Van Avermaet: I rode second stage of Tour de France like a one-day race
Belgian has to settle for fourth in Nice having staked everything on taking yellow jersey

CCC Team's Greg Van Avermaet said after stage 2 of the Tour de France in Nice on Sunday that he'd ridden it "like a one-day race", putting everything into trying to win the stage, knowing that it would also have netted him the yellow jersey. In the end, however, the Belgian had to settle for fourth on the stage.
With overnight leader Alexander Kristoff (UAE Team Emirates), second-placed Mads Pedersen (Trek-Segafredo) and third-placed Cees Bol (Sunweb) – who all took bonus seconds on the line on stage 1 – having been dropped on what was a much tougher second stage of the race, whoever could win the day would also take the leader's yellow jersey.
Van Avermaet was one of many with a similar plan in mind, but it was always going to be a select group that would get over the day's first-category climbs of the Col de la Colmiane and the Col de Turini, before tackling the Col d'Eze and the Col des Quatre Chemins later in the stage, and it was on the last climb that eventual stage winner and now new race leader Julian Alaphilippe (Deceuninck-QuickStep) made his move with 13km to go.
The Frenchman took first Sunweb's Marc Hirschi and then Adam Yates (Mitchelton-Scott) with him, and the trio quickly built up a lead of almost 30 seconds over the chasing group, which included Van Avermaet and all the pre-race favourites for the general classification.

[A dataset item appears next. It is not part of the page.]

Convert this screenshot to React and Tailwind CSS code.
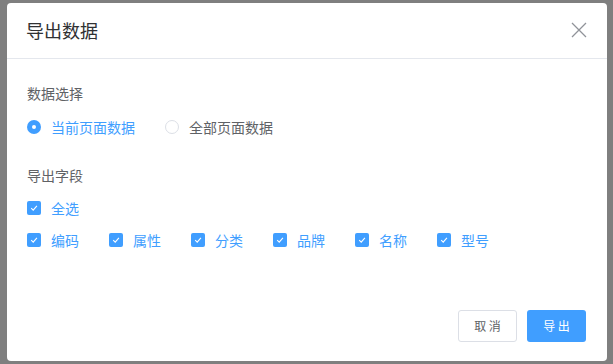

Those favourites were happy to watch each other and keep their powder dry, but as Alaphilippe, Hirschi and Yates weighed each other up going under the red kite signifying a kilometre to go, with a stage victory and the race lead at stake, Van Avermaet and the chasers sniffed an opportunity, closing to within what was just a couple of seconds on the line.
"It was a super-hard stage, but I had in my mind that I could take yellow and the stage win, so I was giving it everything, like it was a one-day race," Van Avermaet said on his team's website.
"Unfortunately, three guys were in front and, of course, they were the best," the reigning Olympic road race champion admitted. "In racing, anything can happen, and I played my cards, and it's a big disappointment. If you come that close, if you survive those kinds of climbs, with those kinds of riders, it would be nice to come closer to victory, but it is what it is. I can't change it."
Fourth on the stage and now 17 seconds down on new race leader Alaphilippe, in the same time as some 30 other riders, Van Avermaet may have seen his opportunity to take yellow pass him by, but he's already identified other possible chances for stage wins.
"First, I'll recover, and then hopefully there are other good stages for me. Maybe on stage 5, with the uphill sprint, I can do well," said Van Avermaet, considering Wednesday's mainly downhill, 183km run from Gap to Privas. "The legs are responding well, I think. I hope this wasn't the last chance for me for a stage win."